Instruction - Quote every line below exactly and skip any picture.
start
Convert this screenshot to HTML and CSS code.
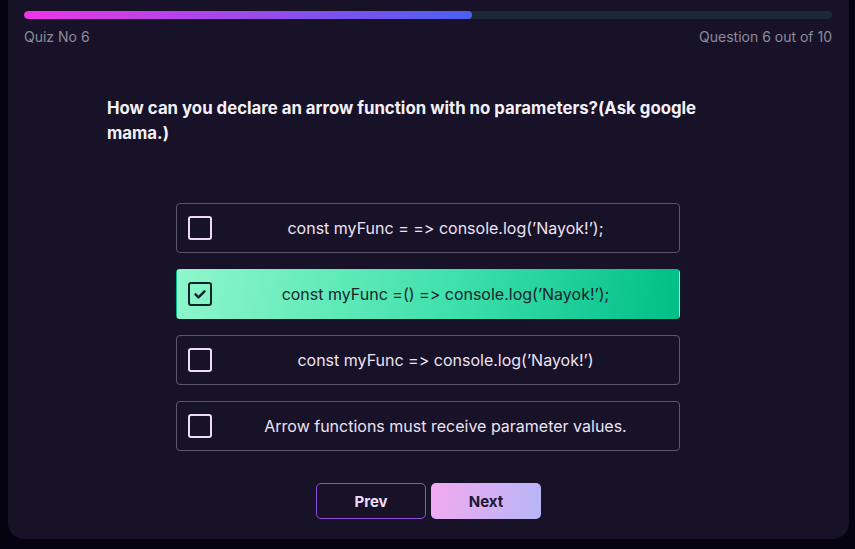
FILE: index.html
```html
<!DOCTYPE html>
<html>
<head>
<meta charset="utf-8">
<link rel="stylesheet" href="styles.css">
</head>
<body>
<div class="card">
  <div class="progress"><div class="progress-fill" style="width:55.5%"></div></div>
  <div class="meta">
    <span>Quiz No 6</span>
    <span class="count">Question 6 out of 10</span>
  </div>
  <h2 class="question">How can you declare an arrow function with no parameters?(Ask google mama.)</h2>
  <div class="options">
    <div class="option">
      <span class="box"></span>
      <span class="label">const myFunc = =&gt; console.log(’Nayok!’);</span>
    </div>
    <div class="option selected">
      <span class="box"><svg viewBox="0 0 24 24" width="18" height="18"><path d="M6 12.5l4 4 8-8" fill="none" stroke="#14222a" stroke-width="3.2" stroke-linecap="round" stroke-linejoin="round"/></svg></span>
      <span class="label">const myFunc =() =&gt; console.log(’Nayok!’);</span>
    </div>
    <div class="option">
      <span class="box"></span>
      <span class="label">const myFunc =&gt; console.log(’Nayok!’)</span>
    </div>
    <div class="option">
      <span class="box"></span>
      <span class="label">Arrow functions must receive parameter values.</span>
    </div>
  </div>
  <div class="nav">
    <button class="btn prev">Prev</button>
    <button class="btn next">Next</button>
  </div>
</div>
</body>
</html>
```
FILE: styles.css
```css
html, body { height: 100%; }
body {
  margin: 0 6px 0 8px;
  background: #04030f;
  font-family: Inter, "Noto Sans", sans-serif;
  font-variant-ligatures: none;
  font-feature-settings: "calt" 0, "liga" 0;
  overflow: hidden;
}
.card {
  margin-top: -12px;
  height: 551px;
  box-sizing: border-box;
  background: #181229;
  border-radius: 16px;
  padding: 23px 17px 0 16px;
}
.progress {
  height: 8px;
  border-radius: 4px;
  background: #1b2838;
  overflow: hidden;
}
.progress-fill {
  height: 100%;
  border-radius: 4px;
  background: linear-gradient(90deg, #ee35e6, #4b5ff0);
}
.meta {
  display: flex;
  justify-content: space-between;
  margin-top: 9px;
  font-size: 14px;
  color: #8d8a99;
  line-height: 18px;
}
.question {
  margin: 50px 110px 0 83px;
  font-size: 16.8px;
  font-weight: 700;
  color: #f3f1f7;
  line-height: 25px;
}
.options {
  margin: 57px 0 0 152px;
  width: 504px;
  display: flex;
  flex-direction: column;
  gap: 16px;
}
.option {
  height: 50px;
  box-sizing: border-box;
  border: 1px solid #5d5470;
  border-radius: 4px;
  display: flex;
  align-items: center;
  padding-left: 11px;
  color: #ece2f3;
  font-size: 16px;
}
.box {
  width: 24px;
  height: 24px;
  box-sizing: border-box;
  border: 2px solid #ecdcf5;
  border-radius: 3px;
  flex: none;
  display: flex;
  align-items: center;
  justify-content: center;
}
.label {
  flex: 1;
  text-align: center;
}
.option.selected {
  border-color: transparent;
  background: linear-gradient(100deg, #8ff7cc 0%, #3ee0ac 55%, #00be87 100%);
  color: #16262a;
}
.option.selected .box {
  border-color: #14222a;
}
.nav {
  margin: 32px 0 0 292px;
  display: flex;
  gap: 5px;
}
.btn {
  width: 110px;
  height: 36px;
  border-radius: 5px;
  font-family: Inter, sans-serif;
  font-size: 15px;
  font-weight: 700;
}
.prev {
  background: transparent;
  border: 1px solid #8d4fdc;
  color: #ecdcf5;
}
.next {
  border: none;
  background: linear-gradient(100deg, #f2a9f0, #b7b6f8);
  color: #201732;
}
```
end
Result of this task -
Convert this screenshot to HTML and CSS code.
FILE: index.html
```html
<!DOCTYPE html>
<html>
<head>
<meta charset="utf-8">
<link rel="stylesheet" href="styles.css">
</head>
<body>
<div class="card">
  <div class="progress"><div class="progress-fill" style="width:55.5%"></div></div>
  <div class="meta">
    <span>Quiz No 6</span>
    <span class="count">Question 6 out of 10</span>
  </div>
  <h2 class="question">How can you declare an arrow function with no parameters?(Ask google mama.)</h2>
  <div class="options">
    <div class="option">
      <span class="box"></span>
      <span class="label">const myFunc = =&gt; console.log(’Nayok!’);</span>
    </div>
    <div class="option selected">
      <span class="box"><svg viewBox="0 0 24 24" width="18" height="18"><path d="M6 12.5l4 4 8-8" fill="none" stroke="#14222a" stroke-width="3.2" stroke-linecap="round" stroke-linejoin="round"/></svg></span>
      <span class="label">const myFunc =() =&gt; console.log(’Nayok!’);</span>
    </div>
    <div class="option">
      <span class="box"></span>
      <span class="label">const myFunc =&gt; console.log(’Nayok!’)</span>
    </div>
    <div class="option">
      <span class="box"></span>
      <span class="label">Arrow functions must receive parameter values.</span>
    </div>
  </div>
  <div class="nav">
    <button class="btn prev">Prev</button>
    <button class="btn next">Next</button>
  </div>
</div>
</body>
</html>
```
FILE: styles.css
```css
html, body { height: 100%; }
body {
  margin: 0 6px 0 8px;
  background: #04030f;
  font-family: Inter, "Noto Sans", sans-serif;
  font-variant-ligatures: none;
  font-feature-settings: "calt" 0, "liga" 0;
  overflow: hidden;
}
.card {
  margin-top: -12px;
  height: 551px;
  box-sizing: border-box;
  background: #181229;
  border-radius: 16px;
  padding: 23px 17px 0 16px;
}
.progress {
  height: 8px;
  border-radius: 4px;
  background: #1b2838;
  overflow: hidden;
}
.progress-fill {
  height: 100%;
  border-radius: 4px;
  background: linear-gradient(90deg, #ee35e6, #4b5ff0);
}
.meta {
  display: flex;
  justify-content: space-between;
  margin-top: 9px;
  font-size: 14px;
  color: #8d8a99;
  line-height: 18px;
}
.question {
  margin: 50px 110px 0 83px;
  font-size: 16.8px;
  font-weight: 700;
  color: #f3f1f7;
  line-height: 25px;
}
.options {
  margin: 57px 0 0 152px;
  width: 504px;
  display: flex;
  flex-direction: column;
  gap: 16px;
}
.option {
  height: 50px;
  box-sizing: border-box;
  border: 1px solid #5d5470;
  border-radius: 4px;
  display: flex;
  align-items: center;
  padding-left: 11px;
  color: #ece2f3;
  font-size: 16px;
}
.box {
  width: 24px;
  height: 24px;
  box-sizing: border-box;
  border: 2px solid #ecdcf5;
  border-radius: 3px;
  flex: none;
  display: flex;
  align-items: center;
  justify-content: center;
}
.label {
  flex: 1;
  text-align: center;
}
.option.selected {
  border-color: transparent;
  background: linear-gradient(100deg, #8ff7cc 0%, #3ee0ac 55%, #00be87 100%);
  color: #16262a;
}
.option.selected .box {
  border-color: #14222a;
}
.nav {
  margin: 32px 0 0 292px;
  display: flex;
  gap: 5px;
}
.btn {
  width: 110px;
  height: 36px;
  border-radius: 5px;
  font-family: Inter, sans-serif;
  font-size: 15px;
  font-weight: 700;
}
.prev {
  background: transparent;
  border: 1px solid #8d4fdc;
  color: #ecdcf5;
}
.next {
  border: none;
  background: linear-gradient(100deg, #f2a9f0, #b7b6f8);
  color: #201732;
}
```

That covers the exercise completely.